The energetic and blingy music composer Bappi Lahiri has a ken for keeping himself in the news. In his latest endeavour, he has composed and sung Shona for the Hindi version of the animated film Moana, which is being released on December 2.
The song is unlikely to top the music charts, but it will keep Lahiri afloat until he churns out yet another pop album or single, which he has been doing with unfailing regularity for the past few years. Lahiri began composing music in 1969, when he got his break in the Bengali film Dadu. Born on November 27, 1952, he was only 17 at the time.
Lahiri’s name appears in the Guinness Book of World Records for composing 180 tracks in a single year. He has worked in over 500 Hindi films apart from numerous regional productions. He is also India’s disco daddy, having popularised synthesized music in the 1980s. Lahiri’s achievements as a hit churner can keep the turntable revolving all night.
Poet and lyricist Kaifi Azmi and playback singer KJ Yesudas are not easily associated with Lahiri’s brand of music. Azmi wrote the song Tu Kahan Aa Gayi Zindagi (Bhavna, 1984) and Yesudas sang Dheere Dheere Subah Hui (Haisiyat, 1980) in raag ahir bhairav for Lahiri. Their musical collaborations got lost in the din of Lahiri’s chartbusters.

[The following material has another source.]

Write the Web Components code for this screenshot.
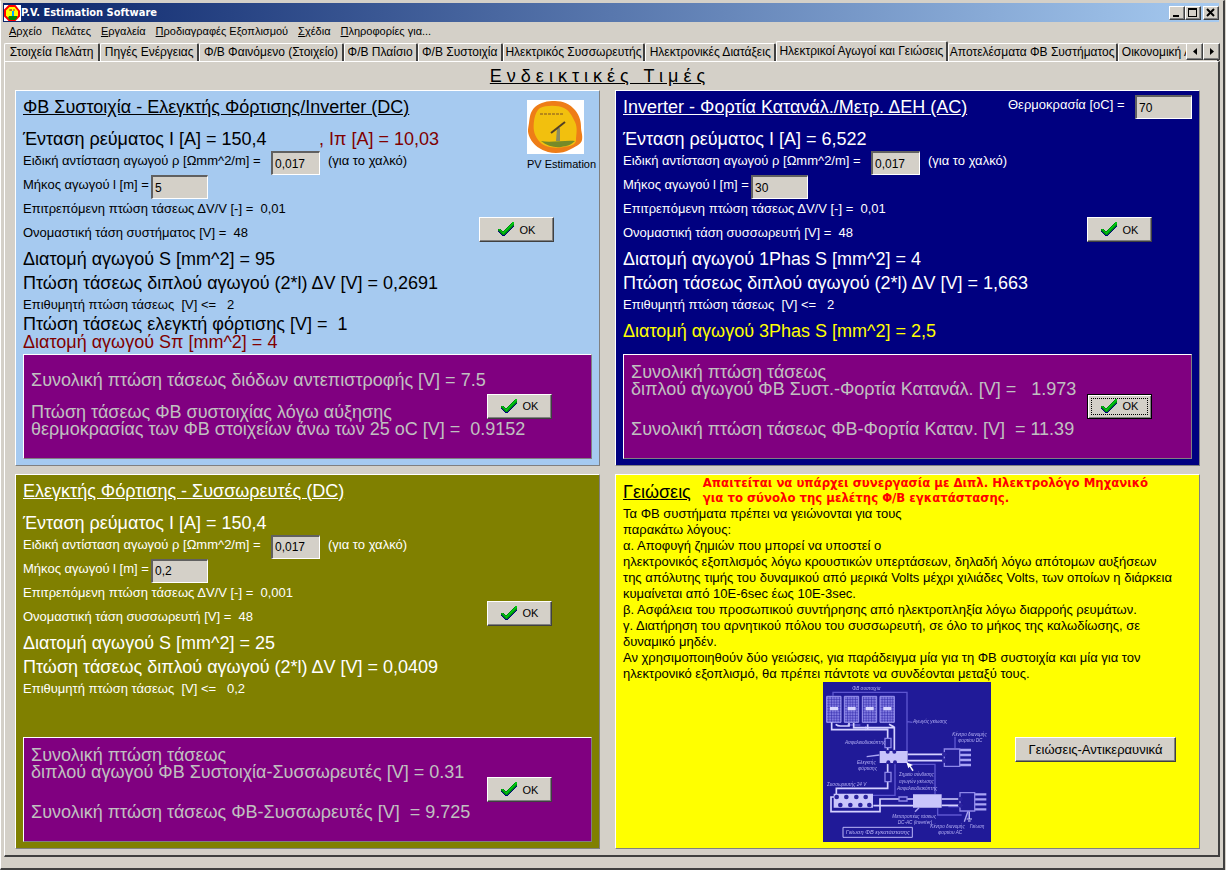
<!DOCTYPE html>
<html lang="el">
<head>
<meta charset="utf-8">
<title>P.V. Estimation Software</title>
<style>
html, body { margin: 0; background: #d4d0c8; }
body { font-family: "Liberation Sans", Arial, sans-serif; color: #000; }
</style>
</head>
<body>
<pv-window caption="P.V. Estimation Software">
  <pv-menu slot="menu"></pv-menu>
  <pv-tabs slot="tabs"></pv-tabs>
  <pv-board>
    <pv-panel tone="sky" heading="ΦΒ Συστοιχία - Ελεγκτής Φόρτισης/Inverter (DC)">
      <pv-line size="big">Ένταση ρεύματος I [A] = 150,4<pv-note slot="extra">, Iπ [A] = 10,03</pv-note></pv-line>
      <pv-field label="Ειδική αντίσταση αγωγού ρ [Ωmm^2/m] =" kind="ohm" value="0,017">(για το χαλκό)</pv-field>
      <pv-field label="Μήκος αγωγού l [m] =" kind="len" value="5"></pv-field>
      <pv-line>Επιτρεπόμενη πτώση τάσεως ΔV/V [-] =  0,01</pv-line>
      <pv-line>Ονομαστική τάση συστήματος [V] =  48</pv-line>
      <pv-line size="big">Διατομή αγωγού S [mm^2] = 95</pv-line>
      <pv-line size="big">Πτώση τάσεως διπλού αγωγού (2*l) ΔV [V] = 0,2691</pv-line>
      <pv-line size="short">Επιθυμητή πτώση τάσεως  [V] &lt;=   2</pv-line>
      <pv-line size="dense">Πτώση τάσεως ελεγκτή φόρτισης [V] =  1</pv-line>
      <pv-line size="dense" tone="maroon">Διατομή αγωγού Sπ [mm^2] = 4</pv-line>
      <pv-logo slot="mark"></pv-logo>
      <pv-ok slot="action" wide></pv-ok>
      <pv-totals slot="totals">
        <pv-sum tone="half">Συνολική πτώση τάσεως διόδων αντεπιστροφής [V] = 7.5</pv-sum>
        <pv-sum tone="gap">Πτώση τάσεως ΦΒ συστοιχίας λόγω αύξησης</pv-sum>
        <pv-sum>θερμοκρασίας των ΦΒ στοιχείων άνω των 25 οC [V] =  0.9152</pv-sum>
      </pv-totals>
    </pv-panel>

    <pv-panel tone="navy" heading="Inverter - Φορτία Κατανάλ./Μετρ. ΔΕΗ (AC)">
      <pv-field slot="corner" label="Θερμοκρασία [οC] =" kind="len" value="70"></pv-field>
      <pv-line size="big">Ένταση ρεύματος I [A] = 6,522</pv-line>
      <pv-field label="Ειδική αντίσταση αγωγού ρ [Ωmm^2/m] =" kind="ohm" value="0,017">(για το χαλκό)</pv-field>
      <pv-field label="Μήκος αγωγού l [m] =" kind="len" value="30"></pv-field>
      <pv-line>Επιτρεπόμενη πτώση τάσεως ΔV/V [-] =  0,01</pv-line>
      <pv-line>Ονομαστική τάση συσσωρευτή [V] =  48</pv-line>
      <pv-line size="big">Διατομή αγωγού 1Phas S [mm^2] = 4</pv-line>
      <pv-line size="big">Πτώση τάσεως διπλού αγωγού (2*l) ΔV [V] = 1,663</pv-line>
      <pv-line size="short">Επιθυμητή πτώση τάσεως  [V] &lt;=   2</pv-line>
      <pv-line size="big" tone="yellow">Διατομή αγωγού 3Phas S [mm^2] = 2,5</pv-line>
      <pv-ok slot="action"></pv-ok>
      <pv-totals slot="totals" focused>
        <pv-sum>Συνολική πτώση τάσεως</pv-sum>
        <pv-sum>διπλού αγωγού ΦΒ Συστ.-Φορτία Κατανάλ. [V] =   1.973</pv-sum>
        <pv-sum tone="far">Συνολική πτώση τάσεως ΦΒ-Φορτία Καταν. [V]  = 11.39</pv-sum>
      </pv-totals>
    </pv-panel>

    <pv-panel tone="olive" heading="Ελεγκτής Φόρτισης - Συσσωρευτές (DC)">
      <pv-line size="big">Ένταση ρεύματος I [A] = 150,4</pv-line>
      <pv-field label="Ειδική αντίσταση αγωγού ρ [Ωmm^2/m] =" kind="ohm" value="0,017">(για το χαλκό)</pv-field>
      <pv-field label="Μήκος αγωγού l [m] =" kind="len" value="0,2"></pv-field>
      <pv-line>Επιτρεπόμενη πτώση τάσεως ΔV/V [-] =  0,001</pv-line>
      <pv-line>Ονομαστική τάση συσσωρευτή [V] =  48</pv-line>
      <pv-line size="big">Διατομή αγωγού S [mm^2] = 25</pv-line>
      <pv-line size="big">Πτώση τάσεως διπλού αγωγού (2*l) ΔV [V] = 0,0409</pv-line>
      <pv-line size="short">Επιθυμητή πτώση τάσεως  [V] &lt;=   0,2</pv-line>
      <pv-ok slot="action"></pv-ok>
      <pv-totals slot="totals">
        <pv-sum>Συνολική πτώση τάσεως</pv-sum>
        <pv-sum>διπλού αγωγού ΦΒ Συστοιχία-Συσσωρευτές [V] = 0.31</pv-sum>
        <pv-sum tone="far">Συνολική πτώση τάσεως ΦΒ-Συσσωρευτές [V]  = 9.725</pv-sum>
      </pv-totals>
    </pv-panel>

    <pv-earthing></pv-earthing>
  </pv-board>
</pv-window>

<script>
const define = (name, html, setup) => {
  const template = document.createElement("template");
  template.innerHTML = html.trim();
  customElements.define(name, class extends HTMLElement {
    constructor() {
      super();
      this.attachShadow({ mode: "open" }).append(template.content.cloneNode(true));
    }
    connectedCallback() { if (setup) setup(this, this.shadowRoot); }
  });
};

const BUTTON = `
  button { box-sizing: border-box; margin: 0; padding: 0; background: #d4d0c8; color: #000; font: inherit;
    border: 1px solid; border-color: #fff #404040 #404040 #fff; box-shadow: inset -1px -1px #808080;
    display: flex; align-items: center; justify-content: center; outline: none; }`;

define("pv-window", `
<style>
  :host { display: flex; flex-direction: column; min-height: 100vh; box-sizing: border-box; padding: 1px 4px 0 2px;
    background: #d4d0c8; border: solid; border-width: 1px 2px 2px 1px; border-color: #d4d0c8 #404040 #404040 #fff; margin-right: 1px; }
  header { display: flex; align-items: center; height: 19px; margin: 1px 0 0; padding: 0 0 0 1px;
    background: linear-gradient(90deg, #0a246a, #a6caf0); }
  h1 { margin: 0; flex: 1; font: bold 11px/18px "DejaVu Sans Condensed", "DejaVu Sans", sans-serif; color: #fff; }
  svg { display: block; }
  ${BUTTON}
  button { width: 16px; height: 14px; }
  button + button + button { margin-left: 2px; }
</style>
<header>
  <svg width="17" height="18" viewBox="0 0 17 18" aria-hidden="true"><path d="M0 1h17v16H0z" fill="#fff"/><path d="M5 2h6l4 5v5l-4 4H5l-4-4V6z" fill="#ff0" stroke="#f00" stroke-width="2"/><path d="M5 12h8v2l-2 2H6l-2-2z" fill="#080"/><path d="M5 6h3M7 5v2M9 6h2" stroke="#a33" stroke-width="1"/><path d="M9 7v5" stroke="#0af" stroke-width="2"/></svg>
  <h1></h1>
  <button aria-label="Ελαχιστοποίηση"><svg width="12" height="10"><path d="M2 8h6" stroke="#000" stroke-width="2"/></svg></button>
  <button aria-label="Μεγιστοποίηση"><svg width="12" height="10" shape-rendering="crispEdges"><path d="M1.500 1v7.500h8V1M1 1h9" fill="none" stroke="#000"/><path d="M1 1h9" stroke="#000" stroke-width="2"/></svg></button>
  <button aria-label="Κλείσιμο"><svg width="12" height="10"><path d="M2 1l7 7M9 1L2 8" stroke="#000" stroke-width="2"/></svg></button>
</header>
<slot name="menu"></slot>
<slot name="tabs"></slot>
<slot></slot>`, (el, root) => { root.querySelector("h1").textContent = el.getAttribute("caption"); });

define("pv-menu", `
<style>
  :host { display: block; }
  nav { display: flex; gap: 10px; height: 19px; padding: 0 6px; font-size: 11px; line-height: 19px; }
  a { color: #000; text-decoration: none; white-space: nowrap; }
</style>
<nav><a href="#"><u>Α</u>ρχείο</a><a href="#">Πελάτες</a><a href="#"><u>Ε</u>ργαλεία</a><a href="#"><u>Π</u>ροδιαγραφές Εξοπλισμού</a><a href="#"><u>Σ</u>χέδια</a><a href="#"><u>Π</u>ληροφορίες για...</a></nav>`);

define("pv-tabs", `
<style>
  :host { display: block; position: relative; }
  [role=tablist] { display: grid; align-items: end; height: 20px; margin-left: 1px; overflow: hidden;
    grid-template-columns: 96fr 99fr 144fr 74fr 85fr 142fr 131fr 171fr 170fr 101fr; }
  [role=tab] { box-sizing: border-box; height: 18px; padding: 0; min-width: 0; border: solid; border-width: 1px 2px 0 1px;
    border-color: #fff #404040 #fff #fff; border-radius: 2px 2px 0 0; background: #d4d0c8;
    font: 12px/17px "Liberation Sans", sans-serif; color: #000; white-space: nowrap; overflow: hidden;
    display: flex; justify-content: center; }
  [role=tab]:last-child { justify-content: flex-start; padding-left: 3px; }
  [aria-selected=true] { height: 20px; position: relative; line-height: 18px; }
  div.scroll { position: absolute; right: -1px; top: 2px; display: flex; }
  ${BUTTON}
  .scroll button { width: 17px; height: 17px; }
</style>
<div role="tablist"></div>
<div class="scroll">
  <button aria-label="Προηγούμενες"><svg width="8" height="9"><path d="M6 1v7L2 4.500z"/></svg></button>
  <button aria-label="Επόμενες"><svg width="8" height="9"><path d="M2 1v7l4-3.500z"/></svg></button>
</div>`, (el, root) => {
  const names = ["Στοιχεία Πελάτη", "Πηγές Ενέργειας", "Φ/Β Φαινόμενο (Στοιχείο)", "Φ/Β Πλαίσιο", "Φ/Β Συστοιχία",
    "Ηλεκτρικός Συσσωρευτής", "Ηλεκτρονικές Διατάξεις", "Ηλεκτρικοί Αγωγοί και Γειώσεις", "Αποτελέσματα ΦΒ Συστήματος", "Οικονομική Α"];
  root.querySelector("[role=tablist]").append(...names.map((name, i) => {
    const tab = document.createElement("div");
    tab.setAttribute("role", "tab");
    tab.setAttribute("aria-selected", i === 7);
    tab.textContent = name;
    return tab;
  }));
});

define("pv-board", `
<style>
  :host { display: flex; flex-direction: column; flex: 1; margin: 0 -1px 11px 1px; padding: 4px 18px 6px 10px;
    border: solid; border-width: 1px 2px 2px 1px; border-color: #fff #404040 #404040 #fff; }
  h2 { margin: 0 20px 4px 0; font-size: 18px; line-height: 20px; font-weight: 400; text-align: center; text-decoration: underline; }
  .grid { display: grid; grid-template-columns: 1fr 1fr; grid-template-rows: 1fr 1fr; gap: 8px 15px; flex: 1; }
</style>
<h2>Ε ν δ ε ι κ τ ι κ έ ς &nbsp; Τ ι μ έ ς</h2>
<div class="grid"><slot></slot></div>`);

define("pv-panel", `
<style>
  :host { display: flex; flex-direction: column; min-width: 0; box-sizing: border-box; padding: 4px 7px 6px;
    border: 1px solid; border-color: #fff #808080 #808080 #fff; }
  :host([tone=sky]) { background: #a6caf0; }
  :host([tone=navy]) { background: #000080; color: #fff; }
  :host([tone=olive]) { background: #808000; color: #fff; }
  .top { display: flex; margin-bottom: 8px; justify-content: space-between; height: 24px; }
  h3 { margin: 0; font-size: 18px; line-height: 24px; font-weight: 400; text-decoration: underline; white-space: nowrap; }
  .main { display: flex; flex: 1; min-height: 0; }
  .rows { flex: 1; min-width: 0; }
  .side { display: flex; flex-direction: column; align-items: flex-start; height: 115px; }
  slot[name=action] { display: block; margin-top: auto; }
</style>
<div class="top"><h3></h3><slot name="corner"></slot><slot name="mark"></slot></div>
<div class="main">
  <div class="rows"><slot></slot></div>
  <div class="side"><slot name="action"></slot></div>
</div>
<slot name="totals"></slot>`, (el, root) => { root.querySelector("h3").textContent = el.getAttribute("heading"); });

define("pv-line", `
<style>
  :host { display: flex; height: 24px; font-size: 13px; line-height: 20px; white-space: pre; }
  :host([size=big]) { font-size: 18px; line-height: 24px; height: 24px; }
  :host([size=dense]) { font-size: 18px; line-height: 18px; height: 18px; }
  :host([size=short]) { height: 20px; }
  :host([tone=maroon]) { color: #800000; }
  :host([tone=yellow]) { color: #ff0; margin-top: 4px; }
  span { min-width: 296px; }
</style><span><slot></slot></span><slot name="extra"></slot>`);

define("pv-note", `<style>:host { display: block; color: #800000; }</style><slot></slot>`);

define("pv-field", `
<style>
  :host { display: flex; height: 24px; font-size: 13px; line-height: 20px; white-space: nowrap; }
  label { display: flex; }
  .name { min-width: 128px; }
  :host([kind=ohm]) .name { min-width: 248px; }
  :host([slot=corner]) .name { min-width: 127px; }
  input { box-sizing: border-box; width: 57px; height: 24px; margin: 0; padding: 0 2px; font: 12px/20px "Liberation Sans", sans-serif;
    color: #000; background: #d4d0c8; border: solid; border-width: 2px 1px 1px 2px; border-color: #606060 #fff #fff #606060; border-radius: 0; outline: none; }
  :host([kind=ohm]) input { width: 49px; margin-right: 8px; }
</style>
<label><span class="name"></span><input type="text"></label><slot></slot>`, (el, root) => {
  root.querySelector(".name").textContent = el.getAttribute("label");
  root.querySelector("input").value = el.getAttribute("value");
});

define("pv-ok", `
<style>
  :host { display: block; margin-right: 40px; }
  ${BUTTON}
  button { width: 65px; height: 25px; gap: 6px; font-size: 11px; }
  :host([wide]) { margin-right: 38px; }
  :host([wide]) button { width: 75px; }
  :host([focused]) button { border-color: #000; box-shadow: inset 1px 1px #fff, inset -1px -1px #808080; outline: 1px dotted #000; outline-offset: -5px; }
</style>
<button><svg width="16" height="15" viewBox="0 0 16 15" shape-rendering="crispEdges" aria-hidden="true"><path d="M0 8h3l3 3 8-9h2v2L7 14H5L0 10z" fill="#000080"/><path d="M0 7l3 0 2 3L14 0h2v3L6 13H5L0 9z" fill="#008a10"/><path d="M0 7h2l3 4L14 1V0h2v1L5 12z" fill="#00c810"/></svg>OK</button>`);

define("pv-totals", `
<style>
  :host { display: flex; box-sizing: border-box; flex: none; height: 105px; padding: 9px 0 0 7px; background: #800080; color: #c0c0c0;
    border: 1px solid; border-color: #fff #808080 #808080 #fff; }
  .sums { flex: 1; min-width: 0; }
  pv-ok { margin: 30px 39px 0 0; }
</style>
<div class="sums"><slot></slot></div><pv-ok></pv-ok>`, (el, root) => {
  root.querySelector("pv-ok").toggleAttribute("focused", el.hasAttribute("focused"));
});

define("pv-sum", `
<style>
  :host { display: block; font-size: 18px; line-height: 17px; white-space: pre; }
  :host([tone=half]) { margin-top: 8px; }
  :host([tone=gap]) { margin-top: 15px; }
  :host([tone=far]) { margin-top: 23px; }
</style><slot></slot>`);

define("pv-logo", `
<style>
  :host { display: block; width: 65px; height: 24px; font-size: 11px; }
  figure { margin: 5px 0 0; }
  svg { display: block; }
  figcaption { line-height: 20px; white-space: nowrap; }
</style>
<figure>
<svg width="57" height="54" viewBox="0 0 57 54" aria-hidden="true">
  <path d="M0 0h57v54H0z" fill="#fff"/>
  <path d="M8 7C14 2 20 1 28 1s15 3 20 9 6 12 6 17 2 8 1 13-8 7-13 10-14 4-21 2S6 45 3 38 1 30 2 23 3 12 8 7z" fill="#ee7d17"/>
  <path d="M13 8c6-3 18-3 24 0s8 8 11 14 1 13 1 18-6 6-12 7-12 1-18-1S8 37 7 31 7 12 13 8z" fill="#f2c00e"/>
  <path d="M14 41c9 2 24-1 34 0-4 4-8 5-14 6s-14-1-20-6z" fill="#768a28"/>
  <path d="M30 28h3v13h-4z" fill="#8b8b62"/><path d="M24 33l14-11" stroke="#523f24" stroke-width="2"/>
  <path d="M13 14h23" stroke="#b78819" stroke-width="2" stroke-dasharray="3 1"/>
</svg>
<figcaption>PV Estimation</figcaption>
</figure>`);

define("pv-diagram", `
<style>:host { display: block; width: 168px; } svg { display: block; width: 100%; } text { font: italic 14px "Liberation Sans", sans-serif; }</style>
<svg viewBox="24 21 504 480" role="img" aria-label="Γείωση ΦΒ εγκατάστασης">
  <defs><pattern id="cells" width="8" height="8" patternUnits="userSpaceOnUse"><path d="M0 0h8v8H0z" fill="#7f79e0"/><path d="M0 0h8M0 0v8" stroke="#2d25a8" stroke-width="3"/></pattern>
  <filter id="soft"><feGaussianBlur stdDeviation="2"/></filter></defs>
  <path d="M24 21h504v480H24z" fill="#201a98"/>
  <g filter="url(#soft)">
    <g fill="none" stroke="#5d56d0" stroke-width="4">
      <path d="M54 62V52h222v180M278 140l14 2M152 154v12M96 150h40M420 185v35M240 265v96h-70M280 268h80v90M368 400v20h72M240 280v80M400 395h40M460 390v40"/>
      <path d="M155 245l38-5M300 410l12-12M448 440l14-40" stroke="#aaa5f2"/>
    </g>
    <g fill="url(#cells)" stroke="#9b96ee" stroke-width="3"><path d="M35 64h43v78H35zM88 64h43v78H88zM142 64h43v78h-43zM195 64h43v78h-43z"/></g>
    <g fill="#d9d7ff"><path d="M45 96h24v10H45zM98 96h24v10H98zM152 96h24v10h-24zM205 96h24v10h-24z"/></g>
    <g fill="none" stroke="#d5d2ff" stroke-width="5">
      <path d="M50 142v22h168v65M62 148q6 5 14 5h26V144M116 144v14h122v70M158 148v16M222 148l16 8M218 265v75H64v28M278 238h110M278 257h110M175 392h120M195 408v-36h62M275 372h20M195 392v18H48v-44h14M380 372h56M380 391h56"/>
    </g>
    <g fill="none" stroke="#a9a4f5" stroke-width="7"><path d="M435 225h33M435 240h33M435 255h33M435 270h33M480 358h34M480 373h34M480 388h34M480 403h34"/></g>
    <g fill="#201a98" stroke="#8d87e8" stroke-width="4"><path d="M210 190h18v28h-18zM210 292h18v28h-18zM252 366h24v12h-24zM388 222h46v52h-46zM435 353h44v55h-44z"/></g>
    <path d="M194 228h84v36h-84zM294 358h86v40h-86zM56 356h118v42H56z" fill="#c9c5fb"/>
    <g fill="#2c249e"><circle cx="218" cy="230" r="6"/><circle cx="238" cy="230" r="6"/><circle cx="220" cy="262" r="6"/><circle cx="240" cy="262" r="6"/>
      <circle cx="65" cy="366" r="7"/><circle cx="94" cy="366" r="7"/><circle cx="124" cy="366" r="7"/><circle cx="152" cy="366" r="7"/>
      <circle cx="76" cy="390" r="7"/><circle cx="106" cy="390" r="7"/><circle cx="136" cy="390" r="7"/><circle cx="163" cy="390" r="7"/>
      <circle cx="388" cy="238" r="7"/><circle cx="388" cy="257" r="7"/><circle cx="436" cy="372" r="7"/><circle cx="436" cy="391" r="7"/></g>
    <path d="M274 262l6 18 4-5 8 14 4-3-9-13 7-3z" fill="#fff"/>
    <path d="M463 410v22M455 432h16M459 438h8" stroke="#d5d2ff" stroke-width="3"/>
    <path d="M84 457h208v30H84z" fill="none" stroke="#b9b5f7" stroke-width="3"/>
    <g fill="#b5b0f5">
      <text x="112" y="45">ΦΒ συστοιχία</text><text x="294" y="145">Αγωγός γείωσης</text>
      <text x="412" y="182">Κέντρο διανομής</text><text x="430" y="201">φορτίου DC</text>
      <text x="90" y="206">Ασφαλειοδιακόπτης</text><text x="126" y="267">Ελεγκτής</text><text x="130" y="286">φόρτισης</text>
      <text x="252" y="304">Σημείο σύνδεσης</text><text x="252" y="324">αγωγών γείωσης</text><text x="246" y="346">Ασφαλειοδιακόπτης</text>
      <text x="36" y="334">Συσσωρευτής 24 V</text><text x="232" y="428">Μετατροπέας τάσεως</text><text x="248" y="447">DC-AC (inverter)</text>
      <text x="346" y="460">Κέντρο διανομής</text><text x="370" y="478">φορτίου AC</text><text x="464" y="460">Γείωση</text>
      <text x="92" y="478" style="font-size:17px">Γείωση ΦΒ εγκατάστασης</text>
    </g>
  </g>
</svg>`);

define("pv-earthing", `
<style>
  :host { display: block; min-width: 0; box-sizing: border-box; padding: 0 7px 4px; background: #ff0;
    border: 1px solid; border-color: #fff #808080 #808080 #fff; }
  header { display: flex; gap: 12px; height: 31px; }
  h3 { margin: 0; font-size: 18px; line-height: 35px; font-weight: 400; text-decoration: underline; }
  strong { font: bold 13px/15px "DejaVu Sans Condensed", sans-serif; color: #f00; white-space: nowrap; }
  p { margin: 0; font-size: 13px; line-height: 16px; white-space: nowrap; }
  .foot { display: flex; margin-left: 200px; gap: 24px; }
  ${BUTTON}
  button { width: 161px; height: 25px; margin-top: 55px; font-size: 13px; }
</style>
<header><h3>Γειώσεις</h3><strong>Απαιτείται να υπάρχει συνεργασία με Διπλ. Ηλεκτρολόγο Μηχανικό<br>για το σύνολο της μελέτης Φ/Β εγκατάστασης.</strong></header>
<p>Τα ΦΒ συστήματα πρέπει να γειώνονται για τους<br>παρακάτω λόγους:<br>α. Αποφυγή ζημιών που μπορεί να υποστεί ο<br>ηλεκτρονικός εξοπλισμός λόγω κρουστικών υπερτάσεων, δηλαδή λόγω απότομων αυξήσεων<br>της απόλυτης τιμής του δυναμικού από μερικά Volts μέχρι χιλιάδες Volts, των οποίων η διάρκεια<br>κυμαίνεται από 10E-6sec έως 10E-3sec.<br>β. Ασφάλεια του προσωπικού συντήρησης από ηλεκτροπληξία λόγω διαρροής ρευμάτων.<br>γ. Διατήρηση του αρνητικού πόλου του συσσωρευτή, σε όλο το μήκος της καλωδίωσης, σε<br>δυναμικό μηδέν.<br>Αν χρησιμοποιηθούν δύο γειώσεις, για παράδειγμα μία για τη ΦΒ συστοιχία και μία για τον<br>ηλεκτρονικό εξοπλισμό, θα πρέπει πάντοτε να συνδέονται μεταξύ τους.</p>
<div class="foot"><pv-diagram></pv-diagram><button>Γειώσεις-Αντικεραυνικά</button></div>`);
</script>
</body>
</html>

In the ’70s, Lahiri tried to balance his ditties with some very accomplished melodies, as these three tracks remind us.
Aao Tumhe Chand Pe Lahiri got his first big break in Zakhmee (1975), which was produced by Tahir Hussain. He composed the aptly titled Nothing Is Impossible with the two stalwarts, Kishore Kumar and Mohammed Rafi. It is, however, the lyrical rhythm of Aao Tumhe Chand Pe, sung by Lata Mangeshkar and Poornima, that showcases his versatility. The lullaby has aged beautifully into a classic, hummable melody. Who has heard of the gimmicky Nothing Is Impossible?
Dur Dur Tum Rahe In 1976, the title track of Chalte Chalte, composed by Lahiri, was a resounding hit. The soundtrack had another breezy number, Dur Dur Tum Rahe. Sung by Mangeshkar in a sensuous timbre, it was filmed on Geeta (Simi Garewal) seducing Ravi Kapoor (Vishal Anand). Lahiri’s use of soft piano music turned the tune into a waltz to sway to.
Zid Na Karo Composed in raag yaman for Lahu Ke Do Rang (1979), sung by Yesudas and Lata Mangeshkar, and written by Faruq Kaiser. Composers Laxmikant-Pyarelal were ruling the roost that year with popular dance numbers such as Dafliwale (Sargam) and Teri Rab Ne Bana Di Jodi (Suhaag), while Lahiri was trying to sell his voice, singing a few tracks in Surakksha. Zid Na Karo was an unexpected bouncer from Lahiri. It needs to be rediscovered because it is reminiscent of the kind of classical-based tunes RD Burman mastered and Lahiri could have followed.